Tulsa District Regulatory Permits for Public Comment

PURPOSE:  The purpose of these public notices are to inform you of a proposal for work in which you might be interested and to solicit your comments and information to better enable us to make a reasonable decision on factors affecting the public interest.

SECTION 10: The U.S. Army Corps of Engineers is directed by Congress through Section 10 of the Rivers and Harbors Act of 1899 (33 USC 403) to regulate all work or structures in or affecting the course, condition, or capacity of navigable waters of the United States.  The intent of this law is to protect the navigable capacity of waters important to interstate commerce.
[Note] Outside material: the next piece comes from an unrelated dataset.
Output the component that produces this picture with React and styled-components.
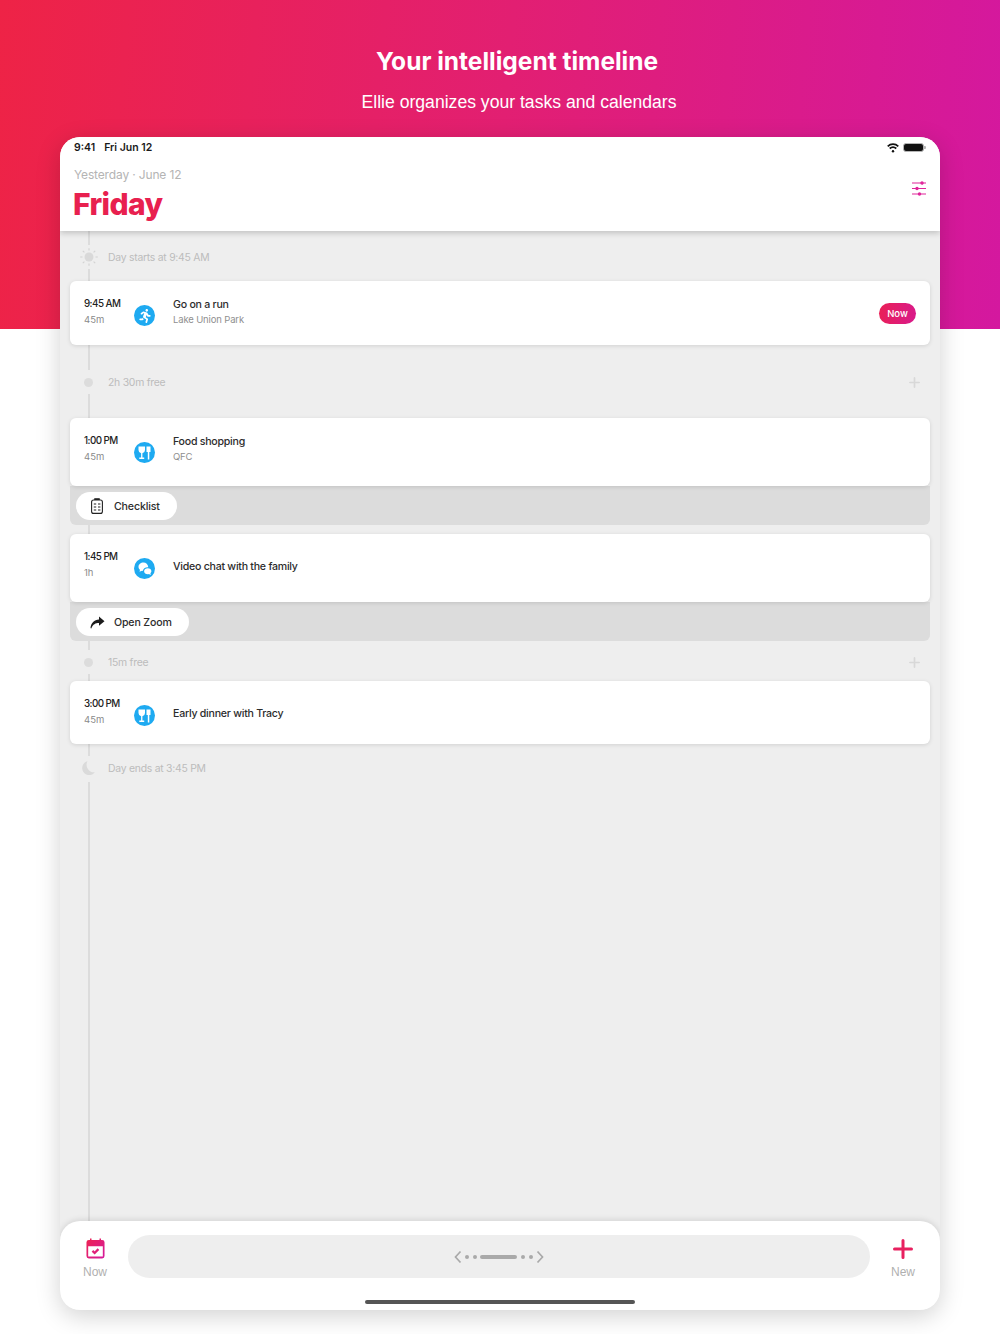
import React from "react";
import styled, { createGlobalStyle } from "styled-components";
import { FaRunning } from "react-icons/fa";

const GlobalStyle = createGlobalStyle`
  html, body {
    margin: 0;
    padding: 0;
    background: #fff;
    font-family: Inter, "Liberation Sans", sans-serif;
  }
  * {
    box-sizing: border-box;
  }
`;

function WifiIcon() {
  return (
    <svg width="12" height="10" viewBox="0 0 12 10" fill="none" stroke="#111" strokeWidth="1.7">
      <path d="M0.700 3.300c3-2.800 7.600-2.800 10.600 0" />
      <path d="M2.700 5.500c1.900-1.700 4.700-1.700 6.600 0" />
      <circle cx="6" cy="8.200" r="1.200" fill="#111" stroke="none" />
    </svg>
  );
}

function SlidersIcon() {
  return (
    <svg width="16" height="15" viewBox="0 0 16 15" fill="#e0249a" stroke="#e0249a" strokeWidth="1.200">
      <path d="M1 2h14M1 7.500h14M1 13h14" />
      <circle cx="11" cy="2" r="1.100" />
      <circle cx="6" cy="7.500" r="1.100" />
      <circle cx="8.500" cy="13" r="1.100" />
    </svg>
  );
}

function SunIcon() {
  return (
    <svg width="18" height="18" viewBox="0 0 18 18" stroke="#d2d2d2" strokeWidth="1.100">
      <circle cx="9" cy="9" r="4.500" fill="#d9d9d9" stroke="none" />
      <path d="M9 0.200v2.300M9 15.500v2.300M0.200 9h2.300M15.500 9h2.300M2.800 2.800l1.600 1.600M13.600 13.600l1.600 1.600M2.800 15.200l1.600-1.600M13.600 4.400l1.600-1.600" />
    </svg>
  );
}

function MoonIcon() {
  return (
    <svg width="13" height="14" viewBox="0 0 13 14">
      <path d="M5.500 0.300A7 7 0 1 0 12.800 11.300A7.500 7.500 0 0 1 5.500 0.300Z" fill="#dadada" />
    </svg>
  );
}

function FoodIcon() {
  return (
    <svg width="13" height="14" viewBox="0 0 13 14" fill="#fff">
      <path d="M0.500 0.500h6.500v3.500a3.250 3.250 0 0 1-2.600 3.200V11.500h1.800V13H1.300v-1.500h1.800V7.200A3.250 3.250 0 0 1 0.500 4Z" />
      <path d="M8.500 0.500h4v5.500h-1.200V13.500h-1.500V6H8.500Z" />
    </svg>
  );
}

function ChatIcon() {
  return (
    <svg width="14" height="13" viewBox="0 0 14 13" fill="#fff">
      <path d="M5.500 0.500C2.700 0.500 0.500 2.400 0.500 4.800c0 1.200.6 2.300 1.500 3L1.500 9.800l2.500-1c.3.100.6.100.900.200C5 6.800 7 5.200 9.700 5.200h.6C10 2.600 8 0.500 5.500 0.500Z" />
      <path d="M9.800 6.300c-2 0-3.700 1.300-3.700 3s1.700 3 3.700 3c.4 0 .8 0 1.100-.2l1.900.8-.4-1.600c.6-.5 1-1.200 1-2 0-1.700-1.600-3-3.600-3Z" />
    </svg>
  );
}

function ChecklistIcon() {
  return (
    <svg width="12" height="16" viewBox="0 0 12 16" fill="none" stroke="#222" strokeWidth="1.100">
      <rect x="0.600" y="2" width="10.800" height="13.400" rx="2" />
      <path d="M3.800 2V0.800h4.400V2" fill="#222" />
      <path d="M2.800 6h2.400M7 6h2.400M2.800 9h2.400M7 9h2.400M2.800 12h2.400M7 12h2.400" />
    </svg>
  );
}

function ShareIcon() {
  return (
    <svg width="15" height="13" viewBox="0 0 15 13" fill="#1c1c1c">
      <path d="M9 0.500L14.500 5.200 9 9.700V7C5.500 7 3 8.200 1.300 12.500 0.800 12.500 0.500 12.200 0.500 11.800 1 7 4.200 3.700 9 3.400Z" />
    </svg>
  );
}

function CalendarIcon() {
  return (
    <svg width="19" height="21" viewBox="0 0 20 22">
      <defs>
        <linearGradient id="calGrad" x1="0" y1="0" x2="1" y2="1">
          <stop offset="0" stopColor="#ee2350" />
          <stop offset="1" stopColor="#d4199e" />
        </linearGradient>
      </defs>
      <path
        d="M3 2h1.200V0.500h1.600V2h8.400V0.500h1.600V2H17a2.500 2.500 0 0 1 2.500 2.500V19A2.500 2.500 0 0 1 17 21.500H3A2.500 2.500 0 0 1 0.500 19V4.500A2.500 2.500 0 0 1 3 2ZM2.300 8.500V19.500h15.400V8.500Z"
        fill="url(#calGrad)"
        fillRule="evenodd"
      />
      <path d="M6.800 13.500l2.300 2.200 4-4" fill="none" stroke="#e01f78" strokeWidth="2.400" />
    </svg>
  );
}

function PlusIcon({ size, color, weight }) {
  return (
    <svg width={size} height={size} viewBox="0 0 20 20" stroke={color} strokeWidth={weight} strokeLinecap="round">
      <path d="M10 1.500v17M1.500 10h17" />
    </svg>
  );
}

function SwipeHandle() {
  return (
    <svg width="90" height="14" viewBox="0 0 90 14" fill="#a9a9a9">
      <path d="M6.500 1.500L1.500 7l5 5.500M83.500 1.500L88.500 7l-5 5.500" fill="none" stroke="#a9a9a9" strokeWidth="1.700" />
      <circle cx="13" cy="7" r="2" />
      <circle cx="21" cy="7" r="2" />
      <rect x="26" y="5" width="37" height="4" rx="2" />
      <circle cx="69" cy="7" r="2" />
      <circle cx="77" cy="7" r="2" />
    </svg>
  );
}

function EventCard({ time, duration, title, place, icon, now, height }) {
  return (
    <Card $height={height}>
      <TimeColumn>
        <TimeText>{time}</TimeText>
        <Duration>{duration}</Duration>
      </TimeColumn>
      <IconBadge>{icon}</IconBadge>
      <Details $single={!place}>
        <Title>{title}</Title>
        {place && <Place>{place}</Place>}
      </Details>
      {now && <NowBadge>Now</NowBadge>}
    </Card>
  );
}

function FreeSlot({ label }) {
  return (
    <MarkerRow>
      <MarkerSlot $inset={24}>
        <Dot />
      </MarkerSlot>
      <MarkerText>{label}</MarkerText>
      <AddSlot>
        <PlusIcon size={11} color="#d8d8d8" weight={3} />
      </AddSlot>
    </MarkerRow>
  );
}

function TrayAction({ icon, label }) {
  return (
    <Tray>
      <TrayButton>
        <TrayIcon>{icon}</TrayIcon>
        {label}
      </TrayButton>
    </Tray>
  );
}

function App() {
  return (
    <Page>
      <GlobalStyle />
      <Heading>Your intelligent timeline</Heading>
      <Subheading>Ellie organizes your tasks and calendars</Subheading>
      <Device>
        <Header>
          <StatusBar>
            <StatusLeft>
              <span>9:41</span>
              <span>Fri Jun 12</span>
            </StatusLeft>
            <StatusRight>
              <WifiIcon />
              <Battery />
            </StatusRight>
          </StatusBar>
          <HeaderBody>
            <div>
              <DateLine>Yesterday · June 12</DateLine>
              <DayTitle>Friday</DayTitle>
            </div>
            <FilterButton>
              <SlidersIcon />
            </FilterButton>
          </HeaderBody>
        </Header>
        <Timeline>
          <Connector $height={14} />
          <MarkerRow>
            <MarkerSlot $inset={20}>
              <SunIcon />
            </MarkerSlot>
            <MarkerText>Day starts at 9:45 AM</MarkerText>
          </MarkerRow>
          <Connector $height={12} />
          <EventCard
            time="9:45 AM"
            duration="45m"
            title="Go on a run"
            place="Lake Union Park"
            icon={<FaRunning size={14} color="#fff" />}
            height={64}
            now
          />
          <Connector $height={25} />
          <FreeSlot label="2h 30m free" />
          <Connector $height={24} />
          <CardGroup>
            <EventCard
              time="1:00 PM"
              duration="45m"
              title="Food shopping"
              place="QFC"
              icon={<FoodIcon />}
              height={68}
            />
            <TrayAction icon={<ChecklistIcon />} label="Checklist" />
          </CardGroup>
          <Connector $height={9} />
          <CardGroup>
            <EventCard
              time="1:45 PM"
              duration="1h"
              title="Video chat with the family"
              icon={<ChatIcon />}
              height={68}
            />
            <TrayAction icon={<ShareIcon />} label="Open Zoom" />
          </CardGroup>
          <Connector $height={9} />
          <FreeSlot label="15m free" />
          <Connector $height={7} />
          <EventCard
            time="3:00 PM"
            duration="45m"
            title="Early dinner with Tracy"
            icon={<FoodIcon />}
            height={63}
          />
          <Connector $height={12} />
          <MarkerRow>
            <MarkerSlot $inset={22}>
              <MoonIcon />
            </MarkerSlot>
            <MarkerText>Day ends at 3:45 PM</MarkerText>
          </MarkerRow>
          <Connector $grow />
        </Timeline>
        <BottomBar>
          <NavRow>
            <NavItem $inset={2}>
              <NavIcon>
                <CalendarIcon />
              </NavIcon>
              <NavLabel>Now</NavLabel>
            </NavItem>
            <SearchPill>
              <SwipeHandle />
            </SearchPill>
            <NavItem>
              <NavIcon>
                <PlusIcon size={20} color="#e8205f" weight={3} />
              </NavIcon>
              <NavLabel>New</NavLabel>
            </NavItem>
          </NavRow>
          <HomeIndicator />
        </BottomBar>
      </Device>
    </Page>
  );
}

export default App;

const Page = styled.div`
  width: 1000px;
  height: 1334px;
  overflow: hidden;
  padding-top: 46px;
  background: linear-gradient(95deg, #ee2346 0%, #e21f72 50%, #d4189f 100%) no-repeat;
  background-size: 100% 329px;
  display: flex;
  flex-direction: column;
  align-items: center;
`;

const Heading = styled.h1`
  margin: 0 0 0 34px;
  width: 966px;
  text-align: center;
  font-family: Inter, sans-serif;
  font-size: 24.500px;
  line-height: 30px;
  font-weight: 700;
  color: #fff;
`;

const Subheading = styled.p`
  margin: 15px 0 0 38px;
  width: 962px;
  text-align: center;
  font-family: "Liberation Sans", Arial, sans-serif;
  font-size: 17.600px;
  line-height: 22px;
  color: #fff;
`;

const Device = styled.div`
  width: 880px;
  height: 1173px;
  margin-top: 24px;
  border-radius: 20px;
  overflow: hidden;
  background: #eeeeee;
  box-shadow: 0 6px 24px rgba(0, 0, 0, 0.18);
  display: flex;
  flex-direction: column;
`;

const Header = styled.header`
  height: 94px;
  flex: none;
  background: #fff;
  box-shadow: 0 2px 6px rgba(0, 0, 0, 0.2);
  position: relative;
  z-index: 1;
`;

const StatusBar = styled.div`
  height: 20px;
  padding: 1px 16px 0 14px;
  display: flex;
  align-items: center;
  justify-content: space-between;
`;

const StatusLeft = styled.div`
  display: flex;
  gap: 9px;
  font-size: 10.500px;
  font-weight: 600;
  color: #1a1a1a;
`;

const StatusRight = styled.div`
  display: flex;
  align-items: center;
  gap: 4px;
`;

const Battery = styled.div`
  width: 21px;
  height: 9px;
  border-radius: 3px;
  background: #111;
  border: 1px solid #b5b5b5;
  position: relative;

  &::after {
    content: "";
    position: absolute;
    right: -3px;
    top: 2px;
    width: 2px;
    height: 3px;
    border-radius: 0 1px 1px 0;
    background: #b5b5b5;
  }
`;

const HeaderBody = styled.div`
  padding: 10px 13px 0 13px;
  display: flex;
  align-items: flex-start;
  justify-content: space-between;
`;

const FilterButton = styled.div`
  margin-top: 14px;
  display: flex;
`;

const DateLine = styled.div`
  padding-left: 1px;
  font-size: 12px;
  line-height: 16px;
  letter-spacing: -0.15px;
  color: #b4b4b4;
`;

const DayTitle = styled.div`
  margin-top: 3px;
  font-size: 30px;
  line-height: 36px;
  font-weight: 800;
  letter-spacing: -0.6px;
  color: #e8204f;
`;

const Timeline = styled.main`
  flex: 1;
  min-height: 0;
  display: flex;
  flex-direction: column;
`;

const Connector = styled.div`
  width: 2px;
  margin-left: 28px;
  margin-top: ${(p) => (p.$grow ? "2px" : "0")};
  flex: ${(p) => (p.$grow ? "1" : "none")};
  height: ${(p) => (p.$height ? `${p.$height}px` : "auto")};
  background: #dcdcdc;
`;

const MarkerRow = styled.div`
  height: 24px;
  flex: none;
  display: flex;
  align-items: center;
  padding-right: 20px;
`;

const MarkerSlot = styled.div`
  width: 48px;
  padding-left: ${(p) => p.$inset}px;
  display: flex;
  align-items: center;
`;

const MarkerText = styled.span`
  font-size: 10.400px;
  letter-spacing: -0.25px;
  color: #bcbcbc;
`;

const AddSlot = styled.div`
  margin-left: auto;
  display: flex;
`;

const Dot = styled.div`
  width: 9px;
  height: 9px;
  border-radius: 50%;
  background: #dcdcdc;
`;

const CardGroup = styled.div`
  flex: none;
`;

const Card = styled.div`
  height: ${(p) => p.$height}px;
  margin: 0 10px;
  padding: 16px 14px 0;
  background: #fff;
  border-radius: 6px;
  box-shadow: 0 1px 4px rgba(0, 0, 0, 0.12);
  display: flex;
  align-items: flex-start;
  position: relative;
`;

const TimeColumn = styled.div`
  width: 50px;
`;

const TimeText = styled.div`
  font-size: 9.800px;
  line-height: 14px;
  font-weight: 500;
  letter-spacing: -0.55px;
  color: #222;
`;

const Duration = styled.div`
  margin-top: 2px;
  font-size: 9.500px;
  line-height: 14px;
  color: #8a8a8a;
`;

const IconBadge = styled.div`
  width: 21px;
  height: 21px;
  margin-top: 8px;
  border-radius: 50%;
  background: #1eaaf1;
  display: flex;
  align-items: center;
  justify-content: center;
  flex: none;
`;

const Details = styled.div`
  margin-left: 18px;
  padding-top: ${(p) => (p.$single ? "9px" : "0")};
  flex: 1;
`;

const Title = styled.div`
  font-size: 10.600px;
  line-height: 15px;
  font-weight: 500;
  letter-spacing: -0.25px;
  color: #2c2c2c;
`;

const Place = styled.div`
  margin-top: 1px;
  font-size: 9.500px;
  line-height: 14px;
  letter-spacing: -0.15px;
  color: #8f8f8f;
`;

const NowBadge = styled.div`
  width: 37px;
  height: 21px;
  margin-top: 6px;
  border-radius: 11px;
  background: linear-gradient(100deg, #ea2055, #d81a8c);
  color: #fff;
  font-size: 9.500px;
  font-weight: 500;
  display: flex;
  align-items: center;
  justify-content: center;
`;

const Tray = styled.div`
  height: 39px;
  margin: 0 10px;
  padding: 6px 0 0 6px;
  border-radius: 0 0 6px 6px;
  background: #dcdcdc;
`;

const TrayButton = styled.div`
  display: inline-flex;
  align-items: center;
  gap: 5px;
  height: 28px;
  padding: 0 17px 0 9px;
  border-radius: 14px;
  background: #fff;
  font-size: 10.600px;
  font-weight: 500;
  letter-spacing: -0.15px;
  color: #2c2c2c;
`;

const TrayIcon = styled.span`
  width: 24px;
  display: flex;
  justify-content: center;
`;

const BottomBar = styled.footer`
  height: 89px;
  flex: none;
  background: #fff;
  border-radius: 20px 20px 0 0;
  box-shadow: 0 -1px 6px rgba(0, 0, 0, 0.12);
  position: relative;
`;

const NavRow = styled.div`
  display: grid;
  grid-template-columns: 68px 1fr 66px;
  padding: 14px 4px 0 0;
`;

const NavItem = styled.div`
  display: flex;
  flex-direction: column;
  align-items: center;
  gap: 6px;
  padding-top: 3px;
  padding-left: ${(p) => p.$inset || 0}px;
`;

const NavIcon = styled.div`
  height: 21px;
  display: flex;
  align-items: center;
`;

const NavLabel = styled.span`
  font-family: "Liberation Sans", Arial, sans-serif;
  font-size: 12px;
  line-height: 14px;
  color: #b0b0b0;
`;

const SearchPill = styled.div`
  height: 43px;
  border-radius: 22px;
  background: #eeeeee;
  display: flex;
  align-items: center;
  justify-content: center;
`;

const HomeIndicator = styled.div`
  width: 270px;
  height: 4px;
  margin: 21px auto 0;
  border-radius: 2px;
  background: #555;
`;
SECTION 404: The U.S. Army Corps of Engineers is directed by Congress through Section 404 of the Clean Water Act (33 USC 1344) to regulate the discharges of dredged and fill material into all waters of the United States.  These waters include lakes, rivers, streams, mudflats, sandflats, sloughs, wet meadows, natural ponds, and wetlands adjacent to other waters.  The intent of the law is to protect these waters from the indiscriminate discharge of material capable of causing pollution and to restore and maintain their chemical, physical, and biological integrity.

U.S. Army Corps of Engineers, Tulsa District

Regulatory Office, Chief




Published Dec. 4, 2013
Expiration date: 1/3/2014
The applicant proposes to grade and install a longitudinal peak stone toe (LPST) structure along the existing toe of the river within the project area. The proposal would also include 11 stone bend way weirs (SBWW) at approximately every 100 linear feet to alter the overall path of the thalweg at this river bend. This should provide protection of the river bank and aid in the stabilization of the bank in this reach of the river. Installation of the LPST and the SBWW would result in the placement of approximately 9,600 cubic yards of 30 inch riprap and 1,180 cubic yards of riprap from the existing bank hardening structure. The placement of 375 cubic yards of native soil would also be placed behind the LPST to aid in the establishment of a riparian zone. The native soil would consist primarily of sandy soils associated with excavation from keying the LPST and SBWW into the bank. Any other required fill material would meet the Oklahoma Department of Transportation (ODOT) for “unclassified borrow”. All the illustrated material would be below the Ordinary High Water Mark (OHWM).